Predictive functional profiling of 16S rRNA genes amplicons reveals bioremediation and sulfur metabolism capacity in thermophilic hot spring bacteriomes

Abstract

Thermophilic hot springs host highly specialized microbial communities critical for biogeochemical cycling and novel biotechnological applications. This study investigated the structure of the bacterial communities (bacteriomes) and predicted functional potential related to bioremediation and sulfur metabolism across three geochemically diverse soil sites within the Pharaoh's Bath Hot Springs ecosystem in South Sinai, Egypt. These sites were categorized by distinct thermal profiles: 70 °C (HS1), 75 °C (HS2), and 80 °C (HS3). Using 16 S rRNA gene amplicon sequencing and PICRUSt functional prediction, sequence analysis via the EzBioCloud server revealed that the HS2 site harbored the highest evenness and overall microbial diversity. Taxonomically, the HS1 and HS3 sites were dominated by Proteobacteria; in contrast, the HS2 site exhibited a more diverse profile, characterized by a reduced Proteobacteria presence and a high abundance of Rhodothermaeota. Predictive functional profiling identified 13 genes associated with biodegradation pathways (e.g., catechol and xylene degradation), suggesting an intrinsic genetic capacity to degrade complex aromatics and halogenated compounds across these thermal gradients.
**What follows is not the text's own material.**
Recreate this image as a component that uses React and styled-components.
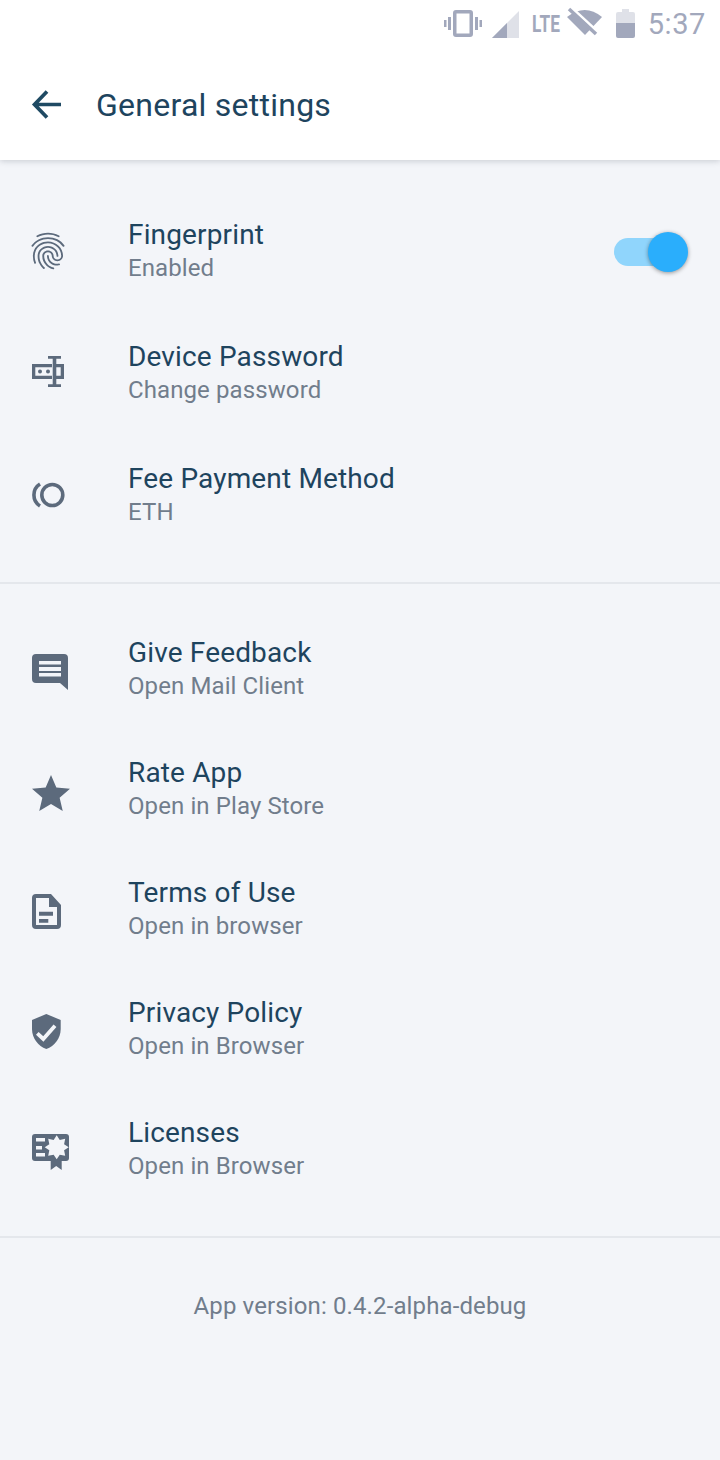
import styled, { createGlobalStyle } from "styled-components";
import { MdFingerprint } from "react-icons/md";

const BG = "#f3f5f9";

const GlobalStyle = createGlobalStyle`
html, body {
  margin: 0;
  padding: 0;
  background: ${BG};
  font-family: Roboto, "Liberation Sans", sans-serif;
}
`;

const Page = styled.div`
width: 720px;
height: 1460px;
overflow: hidden;
background: ${BG};
`;

const Header = styled.header`
background: #fff;
height: 160px;
box-shadow: 0 1px 6px rgba(40, 50, 70, 0.22);
`;

const StatusBar = styled.div`
height: 48px;
display: flex;
justify-content: flex-end;
align-items: center;
padding-right: 14px;
color: #a2a8bc;
`;

const StatusIcon = styled.svg`
display: block;
margin-right: ${(props) => props.$gap}px;
`;

const Lte = styled.span`
width: 26px;
margin-right: 9px;
font-size: 24px;
font-weight: 700;
line-height: 48px;
white-space: nowrap;
transform: scaleX(0.72);
transform-origin: left center;
`;

const Clock = styled.span`
font-size: 29px;
letter-spacing: 0.6px;
line-height: 48px;
`;

const Toolbar = styled.div`
height: 112px;
display: flex;
align-items: center;
padding: 0 24px 0 24px;
box-sizing: border-box;
color: #1f4a63;
`;

const BackIcon = styled.svg`
display: block;
margin-right: 24px;
`;

const Title = styled.h1`
margin: 2px 0 0;
font-size: 32px;
font-weight: 400;
letter-spacing: 0.25px;
color: #1e445e;
`;

const Section = styled.section`
padding-top: ${(props) => props.$top}px;
padding-bottom: ${(props) => props.$bottom}px;
border-bottom: 2px solid #e4e7ec;
`;

const Row = styled.div`
height: ${(props) => props.$height}px;
display: flex;
align-items: center;
padding: 0 36px 0 24px;
color: #5c6a7c;
`;

const IconCell = styled.div`
flex: none;
width: 48px;
height: 48px;
margin-right: 56px;
display: flex;
align-items: center;
justify-content: center;
`;

const Labels = styled.div`
flex: 1;
display: flex;
flex-direction: column;
`;

const RowTitle = styled.span`
font-size: 28px;
line-height: 34px;
letter-spacing: 0.15px;
color: #1e445e;
`;

const RowSub = styled.span`
font-size: 24px;
line-height: 32px;
letter-spacing: 0.1px;
color: #717d8c;
`;

const Switch = styled.div`
position: relative;
width: 70px;
height: 28px;
margin-top: 2px;
border-radius: 14px;
background: #90d5fc;
`;

const Thumb = styled.div`
position: absolute;
top: -6px;
right: -4px;
width: 40px;
height: 40px;
border-radius: 50%;
background: #2aaefc;
box-shadow: 0 1px 4px rgba(0, 0, 0, 0.4);
`;

const Version = styled.div`
padding-top: 52px;
text-align: center;
font-size: 24px;
line-height: 32px;
letter-spacing: 0.12px;
color: #717d8c;
`;

const DeviceIcon = () => (
  <svg width="48" height="48" viewBox="0 0 48 48" fill="currentColor">
    <path d="M8 15h20v3.300H11.300v8.400H28V30H8z" />
    <circle cx="16" cy="22.5" r="2" />
    <circle cx="24" cy="22.5" r="2" />
    <path d="M24 7h13v2.700h-4.700V35.300H37V38H24v-2.700h4.700V9.700H24z" />
    <path d="M32 15h8v15h-8v-3.300h4.700v-8.400H32z" />
  </svg>
);

const FeeIcon = () => (
  <svg width="48" height="48" viewBox="0 0 48 48" fill="none" stroke="currentColor" strokeWidth="3.6">
    <circle cx="28.300" cy="24" r="10.500" />
    <path d="M16 13A13 13 0 0 0 16 35" />
  </svg>
);

const ChatIcon = () => (
  <svg width="48" height="48" viewBox="0 0 48 48" fill="currentColor">
    <path
      fillRule="evenodd"
      d="M12 9h28a4 4 0 0 1 4 4v32l-8-7H12a4 4 0 0 1-4-4V13a4 4 0 0 1 4-4zM15 16v3.500h22V16zM15 22v4h22v-4zM15 28v3.500h22V28z"
    />
  </svg>
);

const StarIcon = () => (
  <svg width="48" height="48" viewBox="0 0 48 48" fill="currentColor">
    <path
      transform="translate(4.200 6.200) scale(1.9)"
      d="M12 17.270 18.180 21l-1.640-7.030L22 9.240l-7.190-.610L12 2 9.190 8.630 2 9.240l5.460 4.730L5.820 21z"
    />
  </svg>
);

const DocIcon = () => (
  <svg width="48" height="48" viewBox="0 0 48 48" fill="currentColor">
    <path
      fillRule="evenodd"
      d="M12 9h15l10 11v20a4 4 0 0 1-4 4H12a4 4 0 0 1-4-4V13a4 4 0 0 1 4-4zM12 13v27h21V22h-8v-9zM15 26.700h14v4H15zM15 34h9.300v3.700H15z"
    />
  </svg>
);

const ShieldIcon = () => (
  <svg width="48" height="48" viewBox="0 0 48 48" fill="currentColor">
    <path d="M22.300 9 36.700 15v9c0 9-6 17-14.400 20C14 41 8 33 8 24v-9z" />
    <path d="M13.300 28.300 19.300 34 31 20.700" fill="none" stroke={BG} strokeWidth="3.8" />
  </svg>
);

// 8 point seal on the licence card
const sealPoints = Array.from({ length: 16 }, (_, i) => {
  const r = i % 2 ? 8 : 12;
  const a = (i * Math.PI) / 8 - Math.PI / 2;
  return `${(32.7 + r * Math.cos(a)).toFixed(2)},${(22.3 + r * Math.sin(a)).toFixed(2)}`;
}).join(" ");

const LicenseIcon = () => (
  <svg width="48" height="48" viewBox="0 0 48 48" fill="currentColor">
    <rect x="8" y="9" width="37" height="27" rx="3" />
    <path d="M26.700 30h11v15l-5.500-4-5.500 4z" />
    <polygon points={sealPoints} fill={BG} />
    <path d="M12 13h9v3.500h-9zM12 21h6v3.500h-6zM12 28h9v3.500h-9z" fill={BG} />
  </svg>
);

const settings = [
  { icon: <MdFingerprint size={44} />, title: "Fingerprint", sub: "Enabled", toggle: true },
  { icon: <DeviceIcon />, title: "Device Password", sub: "Change password" },
  { icon: <FeeIcon />, title: "Fee Payment Method", sub: "ETH" },
];

const links = [
  { icon: <ChatIcon />, title: "Give Feedback", sub: "Open Mail Client" },
  { icon: <StarIcon />, title: "Rate App", sub: "Open in Play Store" },
  { icon: <DocIcon />, title: "Terms of Use", sub: "Open in browser" },
  { icon: <ShieldIcon />, title: "Privacy Policy", sub: "Open in Browser" },
  { icon: <LicenseIcon />, title: "Licenses", sub: "Open in Browser" },
];

const SettingRow = ({ item, height }) => (
  <Row $height={height}>
    <IconCell>{item.icon}</IconCell>
    <Labels>
      <RowTitle>{item.title}</RowTitle>
      <RowSub>{item.sub}</RowSub>
    </Labels>
    {item.toggle && (
      <Switch>
        <Thumb />
      </Switch>
    )}
  </Row>
);

const App = () => (
  <Page>
    <GlobalStyle />
    <Header>
      <StatusBar>
        <StatusIcon $gap={10} width="38" height="48" viewBox="0 0 38 48" fill="currentColor">
          <path
            fillRule="evenodd"
            d="M12 10h14a3 3 0 0 1 3 3v21a3 3 0 0 1-3 3H12a3 3 0 0 1-3-3V13a3 3 0 0 1 3-3zM12.500 13.500v20h13v-20z"
          />
          <path d="M4 17h3v13H4zM0 20h2.500v7H0zM31 17h3v13h-3zM35.500 20H38v7h-2.500z" />
        </StatusIcon>
        <StatusIcon $gap={13} width="27" height="48" viewBox="0 0 27 48" fill="currentColor">
          <path d="M27 11v27H0z" opacity="0.35" />
          <path d="M15 23v15H0z" />
        </StatusIcon>
        <Lte>LTE</Lte>
        <StatusIcon $gap={14} width="35" height="48" viewBox="0 0 35 48" fill="currentColor">
          <path d="M0 17Q18 3 35 17L18 35z" />
          <path d="M6 9 33 34" stroke="#fff" strokeWidth="3" />
          <path d="M2 9 29 34" stroke="currentColor" strokeWidth="3.500" />
        </StatusIcon>
        <StatusIcon $gap={13} width="19" height="48" viewBox="0 0 19 48" fill="currentColor">
          <path d="M6 9h7v3h4a2 2 0 0 1 2 2v9H0v-9a2 2 0 0 1 2-2h4z" opacity="0.35" />
          <path d="M0 23h19v13a2 2 0 0 1-2 2H2a2 2 0 0 1-2-2z" />
        </StatusIcon>
        <Clock>5:37</Clock>
      </StatusBar>
      <Toolbar>
        <BackIcon width="48" height="48" viewBox="0 0 48 48" fill="none" stroke="currentColor" strokeWidth="3.7">
          <path d="M37 24.500H11M23 11.500 10.500 24.500 23 37.500" />
        </BackIcon>
        <Title>General settings</Title>
      </Toolbar>
    </Header>
    <Section $top={30} $bottom={26}>
      {settings.map((item) => (
        <SettingRow key={item.title} item={item} height={122} />
      ))}
    </Section>
    <Section $top={25} $bottom={27}>
      {links.map((item) => (
        <SettingRow key={item.title} item={item} height={120} />
      ))}
    </Section>
    <Version>App version: 0.4.2-alpha-debug</Version>
  </Page>
);

export default App;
Regarding sulfur metabolism, functional predictions indicated that the HS2 site possessed the highest potential for dissimilatory sulfate reduction. Meanwhile, the HS1 site specialized in assimilatory sulfate reduction and, alongside the HS2 site, demonstrated a higher predicted capacity for sulfide oxidation. The distribution of heat-response genes varied by location: HspQ and Hsp33 were most prominent at the HS1 site, while HSP20 and DnaK reached their maximum abundance at the HS2 site. Overall, this study demonstrates the substantial intrinsic bioremediation potential of the studied bacteriomes and provides a predictive framework for understanding microbial functional potential in this system, with future studies offering opportunities to refine in situ functional validation and application.